Lost Tables: Remembering Pfeifer’s


Harley Hammerman, Special For The Jewish Light

Have you ever wondered what happened to that restaurant you once loved and have memories of dining at with your family and friends? We did! There is an amazing website called Lost Tables, dedicated to celebrating the restaurants of our past. We are partnering with the site’s creator Harley Hammerman and celebrating these wonderful stories. Hammerman and his wife Marlene are members of Shaare Emeth, and she is past president of the National Council of Jewish Women of St. Louis.   Visit Lost Tables on Facebook

Remembering Pfeifer’s

Carl Pfeiffer was born in Germany in 1906. By the 1920s, he was working at a bakery in St. Louis at 2612 North Kingshighway. In 1928, he bought the bakery and hung up his own sign — Pfeifer’s Pastry Shoppe. He and his wife Emma lived over the store with their sons, Carl Jr. and Richard.

Pfieffer was anxious to assimilate. “He was an American, and he was a big patriot,” recalled his daughter-in-law, Rosemary Pfeiffer. “He made Dresden stollen at Christmas time, and some of the old-fashioned cookies that were German, but he wasn’t known for making the German specialties. The only time they even spoke German was when they didn’t want the children to know what they were saying.”

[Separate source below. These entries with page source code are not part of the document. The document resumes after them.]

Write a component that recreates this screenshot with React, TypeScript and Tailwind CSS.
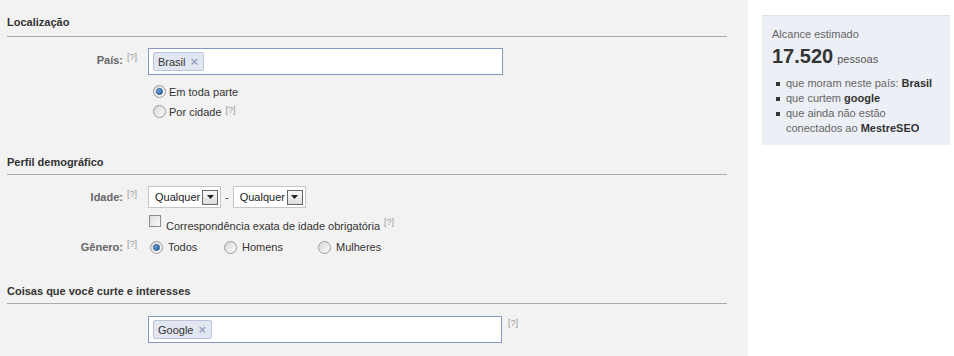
import React from "react";

const font = { fontFamily: '"Liberation Sans", Arial, sans-serif' };

function Help({ className = "" }: { className?: string }) {
  return <span className={`block shrink-0 text-[9px] leading-[10px] text-[#999] ${className}`}>[?]</span>;
}

function Label({ text, className = "" }: { text: string; className?: string }) {
  return (
    <div className={`flex w-[130px] shrink-0 items-start justify-end ${className}`}>
      <span className="block text-[11px] font-bold leading-[14px] text-[#666]">{text}</span>
      <Help className="ml-[4px] -mt-[1px]" />
    </div>
  );
}

function Heading({ title, className = "" }: { title: string; className?: string }) {
  return (
    <div className={`border-b border-[#aaa] ${className}`}>
      <h2 className="text-[11px] font-bold leading-[14px] text-[#333]">{title}</h2>
    </div>
  );
}

function Radio({ checked }: { checked?: boolean }) {
  return (
    <span className="flex h-[13px] w-[13px] shrink-0 items-center justify-center rounded-full border border-[#9a9a9a] bg-gradient-to-br from-[#d8d8d8] to-[#fbfbfb]">
      {checked && (
        <span className="h-[7px] w-[7px] rounded-full border border-[#1c4f86] bg-gradient-to-br from-[#7fb6e6] to-[#1e5fa8]" />
      )}
    </span>
  );
}

function Token({ text }: { text: string }) {
  return (
    <span className="flex h-[19px] items-center rounded-[2px] border border-[#b9c3da] bg-[#e2e6f0] pl-[4px] pr-[5px] text-[11px] leading-[14px] text-[#333]">
      {text}
      <span className="ml-[5px] text-[13px] font-bold leading-[14px] text-[#9aa6c4]">×</span>
    </span>
  );
}

function Select() {
  return (
    <div className="flex h-[22px] w-[73px] items-center border border-[#c6c6c6] bg-white pl-[6px] pr-[2px]">
      <span className="flex-1 text-[11px] leading-[14px] text-[#222]">Qualquer</span>
      <span className="flex h-[15px] w-[16px] items-center justify-center border border-[#666] bg-gradient-to-b from-[#fafafa] to-[#dcdcdc]">
        <svg width="7" height="4" viewBox="0 0 7 4">
          <path d="M0 0h7L3.5 4z" fill="#222" />
        </svg>
      </span>
    </div>
  );
}

export default function App() {
  return (
    <div className="flex min-h-[356px] w-[954px]" style={font}>
      <div className="w-[748px] shrink-0 bg-[#f2f2f2] pb-[14px] pl-[7px] pr-[21px]">
        <Heading title="Localização" className="pb-[7px] pt-[15px]" />

        <div className="mt-[11px] flex">
          <Label text="País:" className="pt-[5px]" />
          <div className="ml-[11px]">
            <div className="flex h-[27px] w-[355px] items-start border border-[#8397c1] bg-white pl-[4px] pt-[3px]">
              <Token text="Brasil" />
            </div>
            <div className="mt-[7px] flex h-[20px] items-center pl-[5px]">
              <span className="-mt-[2px]">
                <Radio checked />
              </span>
              <span className="ml-[3px] text-[11px] leading-[14px] text-[#333]">Em toda parte</span>
            </div>
            <div className="flex h-[20px] items-center pl-[5px]">
              <span className="-mt-[2px]">
                <Radio />
              </span>
              <span className="ml-[3px] text-[11px] leading-[14px] text-[#333]">Por cidade</span>
              <Help className="-mt-[5px] ml-[4px]" />
            </div>
          </div>
        </div>

        <Heading title="Perfil demográfico" className="mt-[33px] pb-[5px]" />

        <div className="mt-[11px] flex">
          <Label text="Idade:" className="pt-[4px]" />
          <div className="ml-[11px] flex items-center">
            <Select />
            <span className="mx-[4px] text-[11px] leading-[14px] text-[#333]">-</span>
            <Select />
          </div>
        </div>
        <div className="flex">
          <div className="w-[130px] shrink-0" />
          <div className="ml-[12px] flex items-start">
            <span className="mt-[7px] h-[12px] w-[12px] border border-[#8c8c8c] bg-gradient-to-br from-[#dcdcdc] to-[#fafafa]" />
            <span className="ml-[5px] mt-[11px] text-[11px] leading-[14px] text-[#333]">
              Correspondência exata de idade obrigatória
            </span>
            <Help className="ml-[4px] mt-[9px]" />
          </div>
        </div>
        <div className="mt-[6px] flex h-[16px] items-center">
          <Label text="Gênero:" />
          <div className="ml-[11px] flex items-center">
            <span className="ml-[2px]">
              <Radio checked />
            </span>
            <span className="ml-[5px] w-[56px] text-[11px] leading-[14px] text-[#333]">Todos</span>
            <Radio />
            <span className="ml-[5px] w-[76px] text-[11px] leading-[14px] text-[#333]">Homens</span>
            <Radio />
            <span className="ml-[5px] text-[11px] leading-[14px] text-[#333]">Mulheres</span>
          </div>
        </div>

        <Heading title="Coisas que você curte e interesses" className="mt-[29px] pb-[5px]" />

        <div className="mt-[12px] flex">
          <div className="w-[130px] shrink-0" />
          <div className="ml-[11px] flex items-start">
            <div className="flex h-[27px] w-[354px] items-start border border-[#8397c1] bg-white pl-[4px] pt-[3px]">
              <Token text="Google" />
            </div>
            <Help className="ml-[6px] mt-[2px]" />
          </div>
        </div>
      </div>

      <div className="flex-1 bg-white">
        <div className="ml-[14px] mt-[15px] w-[188px] border-t border-[#dfe3ec] bg-[#eceff5] pb-[9px] pl-[10px] pt-[11px]">
          <p className="text-[11px] leading-[14px] text-[#666]">Alcance estimado</p>
          <p className="mt-[4px] leading-[22px] text-[#333]">
            <span className="text-[20px] font-bold">17.520</span>
            <span className="ml-[4px] text-[11px] text-[#555]">pessoas</span>
          </p>
          <ul className="mt-[6px] text-[11px] leading-[15px] text-[#666]">
            <li className="flex">
              <span className="ml-[4px] mr-[6px] mt-[6px] h-[4px] w-[4px] shrink-0 bg-[#333]" />
              <span>
                que moram neste país: <b className="text-[#333]">Brasil</b>
              </span>
            </li>
            <li className="flex">
              <span className="ml-[4px] mr-[6px] mt-[6px] h-[4px] w-[4px] shrink-0 bg-[#333]" />
              <span>
                que curtem <b className="text-[#333]">google</b>
              </span>
            </li>
            <li className="flex">
              <span className="ml-[4px] mr-[6px] mt-[6px] h-[4px] w-[4px] shrink-0 bg-[#333]" />
              <span>
                que ainda não estão
                <br />
                conectados ao <b className="text-[#333]">MestreSEO</b>
              </span>
            </li>
          </ul>
        </div>
      </div>
    </div>
  );
}
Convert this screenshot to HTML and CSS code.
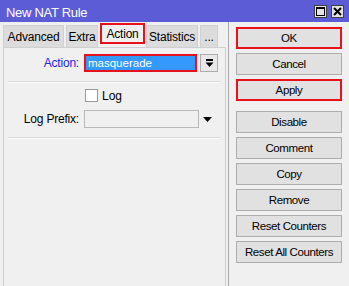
FILE: index.html
```html
<!DOCTYPE html>
<html>
<head>
<meta charset="utf-8">
<link rel="stylesheet" href="styles.css">
</head>
<body>
<div class="window">
  <div class="titlebar">
    <span class="title">New NAT Rule</span>
    <div class="winbtns">
      <span class="winbtn"><svg width="11" height="11" viewBox="0 0 11 11"><rect x="1.5" y="1.5" width="8" height="8" fill="none" stroke="#000" stroke-width="1"/><rect x="1" y="1" width="9" height="2" fill="#000"/></svg></span>
      <span class="winbtn"><svg width="11" height="11" viewBox="0 0 11 11"><path d="M2 2 L9 9 M9 2 L2 9" stroke="#000" stroke-width="2"/></svg></span>
    </div>
  </div>
  <div class="body">
    <div class="left">
      <div class="tabs">
        <div class="tab tab-adv">Advanced</div>
        <div class="tab tab-extra">Extra</div>
        <div class="tab tab-action active">Action</div>
        <div class="tab tab-stats">Statistics</div>
        <div class="tab tab-more">...</div>
      </div>
      <div class="panel">
        <div class="row row-action">
          <label class="lbl lbl-blue">Action:</label>
          <div class="combo selected">masquerade</div>
          <div class="dropbtn"><svg width="9" height="9" viewBox="0 0 9 9"><rect x="1" y="0" width="7" height="2" fill="#000"/><path d="M0.5 3.5 L8.5 3.5 L4.5 8 Z" fill="#000"/></svg></div>
        </div>
        <div class="sep"></div>
        <div class="row row-check">
          <span class="checkbox"></span>
          <span class="checklbl">Log</span>
        </div>
        <div class="row row-prefix">
          <label class="lbl">Log Prefix:</label>
          <div class="combo disabled"></div>
          <svg class="tri" width="9" height="5" viewBox="0 0 9 5"><path d="M0 0 L9 0 L4.5 5 Z" fill="#000"/></svg>
        </div>
        <div class="sep"></div>
      </div>
    </div>
    <div class="right">
      <div class="btn marked">OK</div>
      <div class="btn">Cancel</div>
      <div class="btn marked">Apply</div>
      <div class="btn spaced">Disable</div>
      <div class="btn">Comment</div>
      <div class="btn">Copy</div>
      <div class="btn">Remove</div>
      <div class="btn">Reset Counters</div>
      <div class="btn">Reset All Counters</div>
    </div>
  </div>
</div>
</body>
</html>
```
FILE: styles.css
```css
* { box-sizing: border-box; }
html, body { margin: 0; padding: 0; }
body {
  font-family: "Liberation Sans", Arial, sans-serif;
  font-size: 11px;
  color: #000;
  background: #f0f0f0;
}
.window {
  width: 349px;
  height: 286px;
  display: flex;
  flex-direction: column;
  background: #f0f0f0;
  overflow: hidden;
}
.titlebar {
  height: 22px;
  background: #5c5cd6;
  color: #fff;
  display: flex;
  align-items: center;
  justify-content: space-between;
  padding: 0 5px 0 6px;
}
.title { font-size: 13px; letter-spacing: -0.3px; position: relative; top: 1px; }
.winbtns { display: flex; gap: 4px; }
.winbtn {
  width: 13px;
  height: 13px;
  background: #e4e4e4;
  border: 1px solid #404040;
  display: flex;
  align-items: center;
  justify-content: center;
}
.winbtn svg { display: block; }
.body { flex: 1; display: flex; }
.left {
  width: 229px;
  padding-left: 3px;
  border-right: 1px solid #a9a9a9;
  display: flex;
  flex-direction: column;
}
.tabs {
  display: flex;
  height: 24px;
  margin-top: 1px;
  align-items: flex-end;
}
.tab {
  height: 22px;
  margin-right: 2px;
  background: #dcdcdc;
  border: 1px solid #d0d0d0;
  border-bottom: none;
  display: flex;
  align-items: center;
  justify-content: center;
  font-size: 12px;
  letter-spacing: -0.2px;
}
.tab-adv { width: 61px; }
.tab-extra { width: 32px; }
.tab-action { width: 45px; margin-right: 1px; }
.tab-stats { width: 52px; }
.tab-more { width: 18px; }
.tab.active {
  height: 21px;
  align-self: flex-start;
  background: #f0f0f0;
  border: 2px solid #e8101a;
}
.panel {
  flex: 1;
  width: 223px;
  border: 1px solid #cfcfcf;
  border-bottom: none;
  padding-top: 6px;
}
.row { display: flex; align-items: center; }
.lbl {
  width: 75px;
  text-align: right;
  margin-right: 5px;
  font-size: 12px;
  letter-spacing: -0.2px;
}
.lbl-blue { color: #2424e0; }
.row-action { height: 18px; }
.combo {
  height: 18px;
  width: 113px;
  border: 1px solid #b9b9b9;
  background: #f0f0f0;
}
.combo.selected {
  background: #3399ff;
  color: #fff;
  border: 2px solid #e8101a;
  padding-left: 2px;
  line-height: 14px;
  font-size: 11.5px;
}
.dropbtn {
  width: 18px;
  height: 18px;
  margin-left: 3px;
  background: #e8e8e8;
  border: 1px solid #adadad;
  display: flex;
  align-items: center;
  justify-content: center;
}
.dropbtn svg { display: block; }
.sep {
  height: 2px;
  margin: 9px 4px 0 4px;
  border-top: 1px solid #dadada;
  border-bottom: 1px solid #fbfbfb;
}
.row-check { height: 13px; margin-top: 6px; padding-left: 81px; }
.checkbox {
  width: 13px;
  height: 13px;
  background: #fff;
  border: 1px solid #9a9a9a;
}
.checklbl { margin-left: 4px; font-size: 12px; }
.row-prefix { height: 18px; margin-top: 8px; }
.row-prefix .combo { width: 115px; height: 18px; }
.tri { margin-left: 4px; display: block; }
.right {
  flex: 1;
  padding: 5px 0 0 7px;
  display: flex;
  flex-direction: column;
  gap: 4px;
}
.btn {
  width: 106px;
  height: 22px;
  background: #e1e1e1;
  border: 1px solid #adadad;
  display: flex;
  align-items: center;
  justify-content: center;
  font-size: 11.5px;
  letter-spacing: -0.4px;
}
.btn.marked { border: 2px solid #e8101a; }
.btn.spaced { margin-top: 6px; }
```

After a few years, the forward-thinking Pfeifer established a line of frozen baked goods that people could “buy now, use later.” He changed the name of his business to Pfeifer’s Frozen Pastries.


Emma & Carl Pfeifer, Pfeifer’s Frozen Pastries, 2612 N. Kingshighway, late 1930s


In 1948, Pfeifer moved his business and his family from the city to the county, relocating the bakery to 8021 Clayton Road. He renamed the business Pfeifer’s Party Pastries.

Pfeiffer’s son Richard, nicknamed “Dutch,” began working in the bakery after he graduated high school in 1949. He trained alongside his father, and in 1960, took over the business, with his father continuing to work alongside.

As the business grew, Dutch made changes. His father didn’t allow talking while working in the bakery; he thought it distracted the men. When Dutch took over, they all talked, although playing the radio wasn’t allowed. The elder Pfeifer may not have liked some of his son’s changes, but he never interfered.

Dutch’s mother, Emma, who ran the office, didn’t always adjust as quickly. The shop had three phone numbers, so she had three telephones on her desk. When Dutch replaced them with one phone, she was unhappy until she realized she still had her three separate lines.

Some of the bakers were at Pfeifer’s for decades; there were women who worked in the front for 24 years or more. Every Christmas, they would make Christmas cookies for two days straight, all day long. After they were finished, Dutch would go to the market and get ham and turkey and all the fixings for the men to have dinner. His father had done the same because he knew how hard they all worked.

By 1974, Dutch and his wife Rosemary had six children, and the bakery was thriving. Things were so busy that one day Dutch asked his wife to help. She remained on duty for the next 15 years.